Scalable quantum dynamics compilation via quantum machine learning

TL;DR

This paper introduces a scalable variational quantum compilation method leveraging quantum machine learning to efficiently synthesize multi-qubit dynamics, outperforming traditional techniques in 1D and 2D systems.

Contribution

It demonstrates a novel VQC approach that generalizes from small data sets to complex entangled states, enabling more efficient quantum simulations on near-term hardware.

Findings

Outperforms state-of-the-art in 1D quantum compilation

Extends VQC to 2D systems with resource advantages

Uses tensor network methods to compress time-evolved states

Abstract

Quantum dynamics compilation is an important task for improving quantum simulation efficiency: It aims to synthesize multi-qubit target dynamics into a circuit consisting of as few elementary gates as possible. Compared to deterministic methods such as Trotterization, variational quantum compilation (VQC) methods employ variational optimization to reduce gate costs while maintaining high accuracy. In this work, we explore the potential of a VQC scheme by making use of out-of-distribution generalization results in quantum machine learning (QML): By learning the action of a given many-body dynamics on a small data set of product states, we can obtain a unitary circuit that generalizes to highly entangled states such as the Haar random states. The efficiency in training allows us to use tensor network methods to compress such time-evolved product states by exploiting their low entanglement features.
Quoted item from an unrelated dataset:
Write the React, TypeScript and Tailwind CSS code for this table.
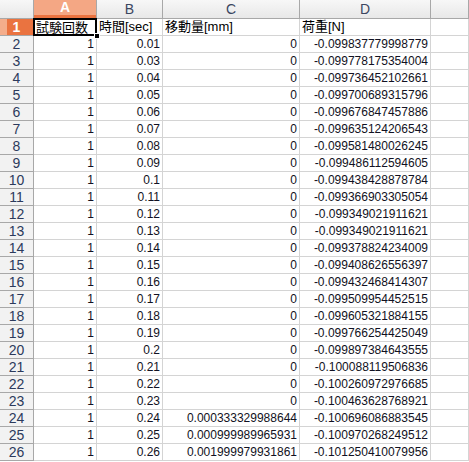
import React from 'react';

const rows: [string, string, string, string][] = [
    ['1', '0.01', '0', '-0.099837779998779'],
    ['1', '0.03', '0', '-0.099778175354004'],
    ['1', '0.04', '0', '-0.099736452102661'],
    ['1', '0.05', '0', '-0.099700689315796'],
    ['1', '0.06', '0', '-0.099676847457886'],
    ['1', '0.07', '0', '-0.099635124206543'],
    ['1', '0.08', '0', '-0.099581480026245'],
    ['1', '0.09', '0', '-0.099486112594605'],
    ['1', '0.1', '0', '-0.099438428878784'],
    ['1', '0.11', '0', '-0.099366903305054'],
    ['1', '0.12', '0', '-0.099349021911621'],
    ['1', '0.13', '0', '-0.099349021911621'],
    ['1', '0.14', '0', '-0.099378824234009'],
    ['1', '0.15', '0', '-0.099408626556397'],
    ['1', '0.16', '0', '-0.099432468414307'],
    ['1', '0.17', '0', '-0.099509954452515'],
    ['1', '0.18', '0', '-0.099605321884155'],
    ['1', '0.19', '0', '-0.099766254425049'],
    ['1', '0.2', '0', '-0.099897384643555'],
    ['1', '0.21', '0', '-0.100088119506836'],
    ['1', '0.22', '0', '-0.100260972976685'],
    ['1', '0.23', '0', '-0.100463628768921'],
    ['1', '0.24', '0.000333329988644', '-0.100696086883545'],
    ['1', '0.25', '0.000999989965931', '-0.100970268249512'],
    ['1', '0.26', '0.001999979931861', '-0.101250410079956'],
];

const cols = 'grid grid-cols-[34px_63px_66px_137px_131px_1fr]';
const cell = 'h-[17px] border-r border-b border-[#d4d4d4] px-[2px] leading-[16px] overflow-hidden whitespace-nowrap';

export default function App() {
    return (
        <div
            className="w-[469px] h-[462px] overflow-hidden bg-white text-[12px] text-[#111122]"
            style={{ fontFamily: '"Liberation Sans", "Noto Sans CJK JP", sans-serif' }}
        >
            {/* column headers */}
            <div className={cols}>
                <div className="h-[19px] bg-gradient-to-b from-[#f7f7f7] to-[#e8e8e8] border-r border-b border-[#a8a8a8]" />
                <div className="h-[19px] flex flex-col border-r border-b border-[#a8a8a8]">
                    <div className="flex-1 bg-[#f4a784] text-white text-[14px] font-bold leading-[15px] text-center">A</div>
                    <div className="h-[3px] bg-[#ea7340]" />
                </div>
                {['B', 'C', 'D', ''].map((c, i) => (
                    <div
                        key={i}
                        className="h-[19px] bg-gradient-to-b from-[#f7f7f7] to-[#e8e8e8] border-r border-b border-[#a8a8a8] text-center text-[14px] leading-[18px] text-[#3b4660]"
                    >
                        {c}
                    </div>
                ))}
            </div>

            {/* row 1 */}
            <div className={cols}>
                <div className="h-[17px] flex border-r border-b border-[#a8a8a8]">
                    <div className="w-[7px] bg-[#f4ad8b]" />
                    <div className="flex-1 bg-[#ea7340] text-white font-bold text-[14px] leading-[16px] text-center pr-[7px]">1</div>
                </div>
                <div className="relative h-[17px] border-b border-[#d4d4d4]">
                    <div className="absolute -left-px -top-px right-0 bottom-[-1px] border-2 border-black px-[1px] leading-[15px] overflow-hidden whitespace-nowrap text-[13px] text-black">
                        試験回数
                    </div>
                    <div className="absolute -right-[3px] -bottom-[4px] w-[6px] h-[6px] bg-black border border-white z-10" />
                </div>
                <div className={`${cell} text-[13px] text-black`}>時間[sec]</div>
                <div className={`${cell} text-[13px] text-black`}>移動量[mm]</div>
                <div className={`${cell} text-[13px] text-black`}>荷重[N]</div>
                <div className={cell} />
            </div>

            {rows.map((r, i) => (
                <div key={i} className={cols}>
                    <div className="h-[17px] bg-[#f2f2f2] border-r border-b border-[#a8a8a8] text-center text-[14px] leading-[16px] text-[#2c3a5c]">
                        {i + 2}
                    </div>
                    {r.map((v, j) => (
                        <div key={j} className={`${cell} text-right`}>
                            {v}
                        </div>
                    ))}
                    <div className={cell} />
                </div>
            ))}
        </div>
    );
}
Our approach exceeds state-of-the-art compilation results in both system size and accuracy in one dimension ($1$D). For the first time, we extend VQC to systems on two-dimensional (2D) strips with a quasi-1D treatment, demonstrating a significant resource advantage over standard Trotterization methods, highlighting the method's promise for advancing quantum simulation tasks on near-term quantum processors.